Oleh: Farid Gaban | Editor in Chief The GeoTimes Online, Direktur Zamrud Khatulistiwa Foundation
Baca juga: https://www.clakclik.com/78-opini/1325-berdikari
Baca juga: https://www.clakclik.com/78-opini/1322-pertanian-adalah-kunci
Baca juga: https://www.clakclik.com/78-opini/1268-pati-dan-merangseknya-industri-footloose
Pembangkangan sipil (civil disobedience) adalah satu bentuk protes warga negara terhadap pemerintahnya, yakni dengan secara sengaja melanggar hukum/aturan negara.
Cara membangkang paling lunak adalah menolak membayar pajak. Cara lain lebih keras: mogok kerja, vandalisme ruang publik, memboikot dan mensabotase program-program pemerintah.

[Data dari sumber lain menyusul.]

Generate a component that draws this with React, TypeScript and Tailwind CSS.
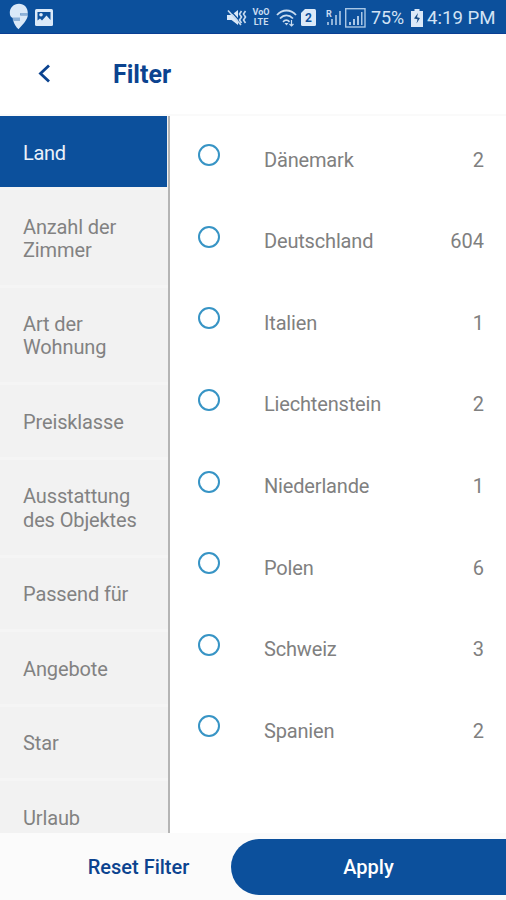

Ini bentuk perlawanan tanpa kekerasan (non-violence). Dalam pembangkangan sipil, warga menerima konsekuensi untuk ditahan dan dipenjarakan ketika melanggar hukum. Pembangkang tidak melawan ketika ditangkap.
Jika terjadi pembangkangan cukup luas, pemerintah akan dihadapkan pada pilihan memenuhi tuntutan atau memenjarakan sebanyak mungkin orang.
Istilah "civil disobedience" dipopulerkan oleh Henry David Thoreau (1817–1862), pujangga dan pecinta alam asal Amerika, ketika memprotes perbudakan dan menolak Perang Amerika-Meksiko (1846-1848).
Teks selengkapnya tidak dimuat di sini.